Will we ever go back to the open-air markets
of Gaza? Or will that experience remain solely in the memory banks of
the older generations? Peretz asked those questions this week, smiling
whimsically at the thought. Yet although he is the most dovish member of
the government, his eyes give him away as a man who has resigned
himself to the fact that peace will not break out here. The most that
can be hoped for is "an honorable divorce," as Finance Minister Yair
Lapid put it.
Peretz wonders whether a Palestinian state
that arises will encompass just Judea and Samaria. Or will it also
include Hamastan in the Gaza Strip? Does the Israeli government have a
view on this issue? This difficult question, which is obviously one of
many that will be tackled during the discussions in Washington between
Israel and the Palestinians, will have to be addressed by the leaders.
Then it will be presented to the respective peoples in a referendum that
would take place at the end of the process.
Peretz believes that Prime Minister Benjamin
Netanyahu has "evolved from a stage where he was interested in managing
the conflict to one where he is interested in solving it." A number of
other senior ministers share this assessment, chief among them Science
and Technology Minister Yaakov Peri of Yesh Atid.
For his part, Netanyahu used the occasion of a
special cabinet meeting at the Menachem Begin Heritage Center to
persuade the public of the sincerity of his intentions. At the session,
which marked the centennial anniversary of the birth of the legendary
Likud leader and late prime minister, Netanyahu said that the challenge
that motivated him was two-fold. First, he wanted to prevent the reality
of a binational state from taking hold between the Jordan River and the
Mediterranean Sea. Secondly, he wanted to prevent the establishment of
an Iranian-backed terrorist state on that same swath of land. He spoke
of the concessions that the Palestinians needed to make, while reminding
everyone that to this day the party that has consistently refused peace
has been the Palestinians.
A final status deal, not an interim deal
The central issue in these negotiations is the
border. It is the issue which will serve as a litmus test indicating
the readiness of Palestinian Authority President Mahmoud Abbas to make
concessions. Israel's position is clear: there will be no return to the
'67 lines; the settlement blocs will remain in Israeli hands, as will
Jerusalem, along with demilitarized areas that are needed to ensure
security.
In previous negotiations with the Prime
Ministers Ehud Barak and Ehud Olmert, Abbas already pocketed all of the
territories along the 1967 lines, with territorial swaps equaling
approximately two percent. Netanyahu's starting point will be entirely
different, hence there is an expectation that Abbas will compromise.

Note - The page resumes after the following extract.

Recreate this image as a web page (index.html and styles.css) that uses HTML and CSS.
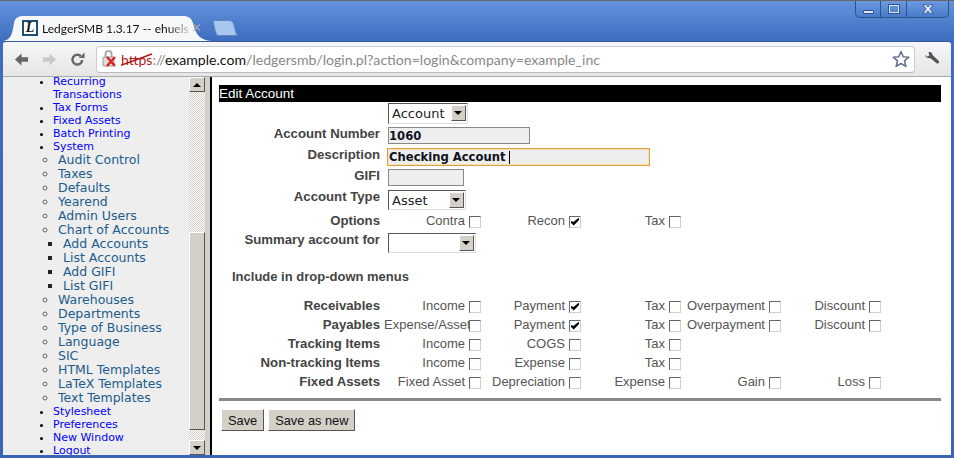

It is clear to everyone that any agreement
will entail the evacuation of settlements. The word pair "painful
decisions" was employed this past week by U.S. Secretary of State John
Kerry, the premier himself, and some of his ministers. The key question
will be how many tens of thousands of residents will need to be evicted?
And when will the evacuation take place?
The negotiations are expected to begin this
week in Washington. Justice Minister Tzipi Livni and the prime
minister's personal envoy, Yitzhak Molcho, will sit down with
Palestinian negotiator Saeb Erekat. Each side will present its demands.
Then the Americans will have to figure out how to address these demands
so as to enable the negotiations to continue. Ultimately, when the gaps
are made apparent, proposals will be made for compromises. One essential
question where disagreement is inevitable and where neither side is
willing to compromise is the future status of Jerusalem.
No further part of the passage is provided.